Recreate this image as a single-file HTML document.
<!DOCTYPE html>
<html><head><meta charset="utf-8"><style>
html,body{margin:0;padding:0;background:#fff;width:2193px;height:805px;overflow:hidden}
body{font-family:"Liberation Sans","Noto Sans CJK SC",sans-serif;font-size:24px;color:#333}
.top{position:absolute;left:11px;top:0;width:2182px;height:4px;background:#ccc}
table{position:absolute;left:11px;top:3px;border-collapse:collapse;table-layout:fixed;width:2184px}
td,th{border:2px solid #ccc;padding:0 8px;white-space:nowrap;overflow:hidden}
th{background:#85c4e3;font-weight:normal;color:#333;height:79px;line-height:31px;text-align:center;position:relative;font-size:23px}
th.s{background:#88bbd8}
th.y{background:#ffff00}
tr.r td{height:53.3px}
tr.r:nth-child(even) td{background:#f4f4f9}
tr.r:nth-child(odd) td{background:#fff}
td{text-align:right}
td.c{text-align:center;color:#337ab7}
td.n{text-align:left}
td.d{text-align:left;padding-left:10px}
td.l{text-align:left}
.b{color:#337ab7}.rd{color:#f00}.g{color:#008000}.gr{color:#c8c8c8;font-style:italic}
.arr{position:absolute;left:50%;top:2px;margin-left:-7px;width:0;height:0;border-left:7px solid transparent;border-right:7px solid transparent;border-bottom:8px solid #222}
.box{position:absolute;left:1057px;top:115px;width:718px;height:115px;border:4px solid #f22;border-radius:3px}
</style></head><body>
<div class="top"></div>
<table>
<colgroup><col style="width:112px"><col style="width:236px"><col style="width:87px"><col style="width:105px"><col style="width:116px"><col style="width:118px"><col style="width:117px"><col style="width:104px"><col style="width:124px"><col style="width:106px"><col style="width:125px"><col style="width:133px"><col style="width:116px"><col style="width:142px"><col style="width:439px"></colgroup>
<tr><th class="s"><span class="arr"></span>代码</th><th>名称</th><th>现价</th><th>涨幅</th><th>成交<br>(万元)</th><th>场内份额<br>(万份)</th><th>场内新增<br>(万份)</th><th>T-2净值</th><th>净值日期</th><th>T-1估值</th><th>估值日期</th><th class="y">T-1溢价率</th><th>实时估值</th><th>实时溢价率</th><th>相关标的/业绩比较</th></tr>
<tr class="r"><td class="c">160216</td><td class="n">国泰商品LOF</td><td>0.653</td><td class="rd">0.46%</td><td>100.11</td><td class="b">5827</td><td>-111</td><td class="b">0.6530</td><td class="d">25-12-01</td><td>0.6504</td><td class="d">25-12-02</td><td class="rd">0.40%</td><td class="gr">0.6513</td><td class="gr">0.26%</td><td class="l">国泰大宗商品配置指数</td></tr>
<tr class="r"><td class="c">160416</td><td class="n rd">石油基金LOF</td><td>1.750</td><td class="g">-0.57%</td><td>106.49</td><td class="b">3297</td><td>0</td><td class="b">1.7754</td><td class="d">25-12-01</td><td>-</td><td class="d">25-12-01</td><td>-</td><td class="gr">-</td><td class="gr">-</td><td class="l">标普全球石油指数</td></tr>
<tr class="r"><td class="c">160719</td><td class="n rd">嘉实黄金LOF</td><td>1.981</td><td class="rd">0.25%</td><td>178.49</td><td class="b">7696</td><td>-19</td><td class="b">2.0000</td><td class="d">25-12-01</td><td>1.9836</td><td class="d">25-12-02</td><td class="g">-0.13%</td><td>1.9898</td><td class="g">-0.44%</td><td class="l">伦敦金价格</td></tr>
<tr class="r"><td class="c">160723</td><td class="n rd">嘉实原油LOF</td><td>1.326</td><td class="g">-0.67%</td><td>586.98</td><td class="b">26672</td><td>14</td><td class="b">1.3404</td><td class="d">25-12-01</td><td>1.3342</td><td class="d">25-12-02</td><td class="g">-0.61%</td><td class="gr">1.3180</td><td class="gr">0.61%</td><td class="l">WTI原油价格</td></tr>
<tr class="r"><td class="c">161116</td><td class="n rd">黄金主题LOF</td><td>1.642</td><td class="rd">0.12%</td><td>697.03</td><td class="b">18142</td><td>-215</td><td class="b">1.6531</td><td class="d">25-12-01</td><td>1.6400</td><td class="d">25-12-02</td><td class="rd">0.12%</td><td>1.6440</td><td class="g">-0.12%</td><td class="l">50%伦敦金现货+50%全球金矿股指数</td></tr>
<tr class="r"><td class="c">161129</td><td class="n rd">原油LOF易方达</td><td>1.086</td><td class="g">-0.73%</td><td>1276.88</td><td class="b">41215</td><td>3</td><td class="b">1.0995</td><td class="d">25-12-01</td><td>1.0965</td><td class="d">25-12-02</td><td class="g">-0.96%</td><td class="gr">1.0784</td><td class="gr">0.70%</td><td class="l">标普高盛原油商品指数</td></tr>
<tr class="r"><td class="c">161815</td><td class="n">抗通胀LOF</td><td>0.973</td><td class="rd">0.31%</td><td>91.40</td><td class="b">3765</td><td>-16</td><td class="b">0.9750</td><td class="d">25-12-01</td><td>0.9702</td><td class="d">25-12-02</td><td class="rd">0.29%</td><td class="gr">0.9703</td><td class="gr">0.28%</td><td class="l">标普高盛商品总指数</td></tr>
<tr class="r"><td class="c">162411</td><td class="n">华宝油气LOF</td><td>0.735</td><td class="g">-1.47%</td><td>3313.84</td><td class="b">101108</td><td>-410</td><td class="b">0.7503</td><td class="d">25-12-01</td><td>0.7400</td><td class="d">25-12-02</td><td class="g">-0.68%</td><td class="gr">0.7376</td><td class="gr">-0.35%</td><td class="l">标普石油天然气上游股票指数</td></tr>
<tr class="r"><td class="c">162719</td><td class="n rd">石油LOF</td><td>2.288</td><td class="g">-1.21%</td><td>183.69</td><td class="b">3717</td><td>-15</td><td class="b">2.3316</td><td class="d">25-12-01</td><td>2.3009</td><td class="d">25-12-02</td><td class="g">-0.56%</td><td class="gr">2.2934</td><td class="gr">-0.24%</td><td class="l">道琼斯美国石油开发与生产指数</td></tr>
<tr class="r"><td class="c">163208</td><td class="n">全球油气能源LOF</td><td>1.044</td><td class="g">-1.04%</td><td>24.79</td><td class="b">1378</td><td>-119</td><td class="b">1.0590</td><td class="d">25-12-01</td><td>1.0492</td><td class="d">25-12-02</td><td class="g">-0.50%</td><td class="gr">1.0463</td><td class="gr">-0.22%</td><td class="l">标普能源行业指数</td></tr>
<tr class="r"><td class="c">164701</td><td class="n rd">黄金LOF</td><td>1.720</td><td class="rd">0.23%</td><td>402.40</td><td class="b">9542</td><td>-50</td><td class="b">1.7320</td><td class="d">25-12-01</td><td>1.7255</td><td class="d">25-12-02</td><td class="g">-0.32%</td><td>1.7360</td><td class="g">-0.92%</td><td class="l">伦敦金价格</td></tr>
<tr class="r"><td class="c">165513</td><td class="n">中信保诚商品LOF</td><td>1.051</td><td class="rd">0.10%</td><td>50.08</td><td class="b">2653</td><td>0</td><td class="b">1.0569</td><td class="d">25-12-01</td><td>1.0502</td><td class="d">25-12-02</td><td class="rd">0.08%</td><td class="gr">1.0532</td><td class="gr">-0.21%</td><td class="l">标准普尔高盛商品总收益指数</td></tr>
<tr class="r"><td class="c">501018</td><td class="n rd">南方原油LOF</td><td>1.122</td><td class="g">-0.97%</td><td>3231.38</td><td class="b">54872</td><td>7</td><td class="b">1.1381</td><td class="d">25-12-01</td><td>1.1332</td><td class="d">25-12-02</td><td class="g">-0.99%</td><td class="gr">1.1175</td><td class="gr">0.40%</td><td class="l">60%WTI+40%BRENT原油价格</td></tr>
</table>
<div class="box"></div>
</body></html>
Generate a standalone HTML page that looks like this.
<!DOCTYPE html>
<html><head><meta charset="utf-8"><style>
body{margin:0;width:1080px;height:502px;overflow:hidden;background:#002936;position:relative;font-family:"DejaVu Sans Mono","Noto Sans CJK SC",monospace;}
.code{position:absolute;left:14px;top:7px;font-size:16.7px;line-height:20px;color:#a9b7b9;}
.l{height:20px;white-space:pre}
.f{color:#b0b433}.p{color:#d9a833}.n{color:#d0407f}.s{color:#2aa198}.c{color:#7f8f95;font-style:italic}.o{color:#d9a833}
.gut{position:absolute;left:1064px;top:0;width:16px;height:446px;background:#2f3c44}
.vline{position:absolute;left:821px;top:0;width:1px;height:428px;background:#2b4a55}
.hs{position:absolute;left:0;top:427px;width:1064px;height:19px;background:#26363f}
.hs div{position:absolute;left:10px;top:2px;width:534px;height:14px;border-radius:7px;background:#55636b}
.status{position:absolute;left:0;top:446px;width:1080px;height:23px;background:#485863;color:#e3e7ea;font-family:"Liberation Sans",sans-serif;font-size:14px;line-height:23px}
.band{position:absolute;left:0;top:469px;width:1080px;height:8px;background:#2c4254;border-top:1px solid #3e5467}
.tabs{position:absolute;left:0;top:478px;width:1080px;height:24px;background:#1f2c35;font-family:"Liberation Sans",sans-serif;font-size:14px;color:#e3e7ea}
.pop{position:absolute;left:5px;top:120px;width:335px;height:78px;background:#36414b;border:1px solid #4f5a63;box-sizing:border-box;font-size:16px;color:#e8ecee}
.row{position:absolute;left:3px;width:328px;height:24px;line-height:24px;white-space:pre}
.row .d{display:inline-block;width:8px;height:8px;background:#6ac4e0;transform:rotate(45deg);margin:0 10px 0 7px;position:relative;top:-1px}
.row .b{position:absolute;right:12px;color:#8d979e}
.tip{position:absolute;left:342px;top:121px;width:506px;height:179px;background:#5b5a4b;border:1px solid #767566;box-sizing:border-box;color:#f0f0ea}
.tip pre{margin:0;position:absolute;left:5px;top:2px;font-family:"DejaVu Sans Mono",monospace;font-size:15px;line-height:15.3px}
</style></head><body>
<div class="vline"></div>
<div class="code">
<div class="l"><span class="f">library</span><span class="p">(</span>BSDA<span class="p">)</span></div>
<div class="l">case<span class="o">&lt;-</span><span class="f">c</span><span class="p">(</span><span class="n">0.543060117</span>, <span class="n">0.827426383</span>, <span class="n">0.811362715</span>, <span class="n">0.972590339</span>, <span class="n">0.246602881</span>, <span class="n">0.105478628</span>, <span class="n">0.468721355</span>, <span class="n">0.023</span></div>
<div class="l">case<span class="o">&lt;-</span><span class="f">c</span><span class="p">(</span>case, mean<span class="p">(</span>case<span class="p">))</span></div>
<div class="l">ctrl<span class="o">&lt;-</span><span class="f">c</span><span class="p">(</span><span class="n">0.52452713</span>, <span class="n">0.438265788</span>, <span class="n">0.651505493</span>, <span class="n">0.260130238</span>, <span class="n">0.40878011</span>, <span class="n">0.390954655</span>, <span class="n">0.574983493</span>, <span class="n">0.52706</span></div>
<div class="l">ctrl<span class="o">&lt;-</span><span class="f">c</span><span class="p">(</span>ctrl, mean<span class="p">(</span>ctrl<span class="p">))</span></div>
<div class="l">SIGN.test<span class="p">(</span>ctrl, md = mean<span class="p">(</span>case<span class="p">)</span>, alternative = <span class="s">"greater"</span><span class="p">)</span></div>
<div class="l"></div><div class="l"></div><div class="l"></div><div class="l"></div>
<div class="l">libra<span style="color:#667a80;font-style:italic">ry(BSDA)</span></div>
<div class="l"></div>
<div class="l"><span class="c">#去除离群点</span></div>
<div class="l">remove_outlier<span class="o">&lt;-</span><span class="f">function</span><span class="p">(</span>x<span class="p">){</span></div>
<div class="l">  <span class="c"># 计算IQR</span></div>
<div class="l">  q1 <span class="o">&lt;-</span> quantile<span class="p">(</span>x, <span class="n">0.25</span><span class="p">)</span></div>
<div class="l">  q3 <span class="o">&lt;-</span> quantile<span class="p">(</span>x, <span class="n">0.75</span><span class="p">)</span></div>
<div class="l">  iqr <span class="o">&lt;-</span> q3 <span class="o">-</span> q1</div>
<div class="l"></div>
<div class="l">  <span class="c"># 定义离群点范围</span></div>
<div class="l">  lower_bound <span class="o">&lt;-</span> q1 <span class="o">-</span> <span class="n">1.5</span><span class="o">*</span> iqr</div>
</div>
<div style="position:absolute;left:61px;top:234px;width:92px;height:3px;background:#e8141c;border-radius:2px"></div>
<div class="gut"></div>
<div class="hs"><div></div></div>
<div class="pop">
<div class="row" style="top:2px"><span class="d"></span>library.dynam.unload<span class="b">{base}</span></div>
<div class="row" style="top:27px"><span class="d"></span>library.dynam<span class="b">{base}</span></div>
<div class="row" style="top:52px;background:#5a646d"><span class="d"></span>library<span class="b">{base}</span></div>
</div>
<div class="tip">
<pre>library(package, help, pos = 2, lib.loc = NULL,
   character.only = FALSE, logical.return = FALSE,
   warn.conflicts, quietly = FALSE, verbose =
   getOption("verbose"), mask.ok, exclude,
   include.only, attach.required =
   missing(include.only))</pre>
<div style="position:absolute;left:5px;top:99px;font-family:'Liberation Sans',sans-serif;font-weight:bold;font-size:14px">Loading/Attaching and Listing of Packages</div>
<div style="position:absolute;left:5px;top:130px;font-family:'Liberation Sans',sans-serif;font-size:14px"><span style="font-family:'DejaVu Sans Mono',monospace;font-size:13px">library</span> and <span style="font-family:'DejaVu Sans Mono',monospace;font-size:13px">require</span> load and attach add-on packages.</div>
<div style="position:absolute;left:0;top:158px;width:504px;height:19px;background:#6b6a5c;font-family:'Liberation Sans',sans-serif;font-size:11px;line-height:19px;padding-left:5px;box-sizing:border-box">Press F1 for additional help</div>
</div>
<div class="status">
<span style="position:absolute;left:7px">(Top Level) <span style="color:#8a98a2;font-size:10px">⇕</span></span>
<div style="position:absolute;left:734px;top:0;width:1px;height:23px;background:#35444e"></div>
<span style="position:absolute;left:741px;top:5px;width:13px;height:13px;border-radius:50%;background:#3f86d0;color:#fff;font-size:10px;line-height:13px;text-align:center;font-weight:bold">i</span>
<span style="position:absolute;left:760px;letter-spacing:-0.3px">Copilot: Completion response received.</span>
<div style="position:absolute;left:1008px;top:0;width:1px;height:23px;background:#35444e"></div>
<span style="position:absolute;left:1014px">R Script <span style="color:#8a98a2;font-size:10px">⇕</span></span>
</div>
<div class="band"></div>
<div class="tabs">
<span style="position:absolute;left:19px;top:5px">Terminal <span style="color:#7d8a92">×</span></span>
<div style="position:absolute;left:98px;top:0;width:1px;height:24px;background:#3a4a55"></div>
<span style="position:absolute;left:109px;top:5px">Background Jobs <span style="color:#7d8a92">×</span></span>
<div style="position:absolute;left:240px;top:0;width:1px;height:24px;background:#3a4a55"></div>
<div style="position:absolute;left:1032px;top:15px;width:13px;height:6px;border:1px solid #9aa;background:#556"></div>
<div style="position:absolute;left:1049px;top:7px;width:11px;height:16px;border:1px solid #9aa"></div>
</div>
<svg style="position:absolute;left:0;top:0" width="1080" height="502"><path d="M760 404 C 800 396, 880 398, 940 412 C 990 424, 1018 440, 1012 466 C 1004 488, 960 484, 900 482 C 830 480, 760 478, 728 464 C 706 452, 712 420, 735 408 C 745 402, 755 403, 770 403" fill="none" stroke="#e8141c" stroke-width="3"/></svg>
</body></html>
# # # # # # #
Pick out the lines containing the word "this" and show them.

Recreate this image as a single-file HTML document.
Generate a standalone HTML page that looks like this.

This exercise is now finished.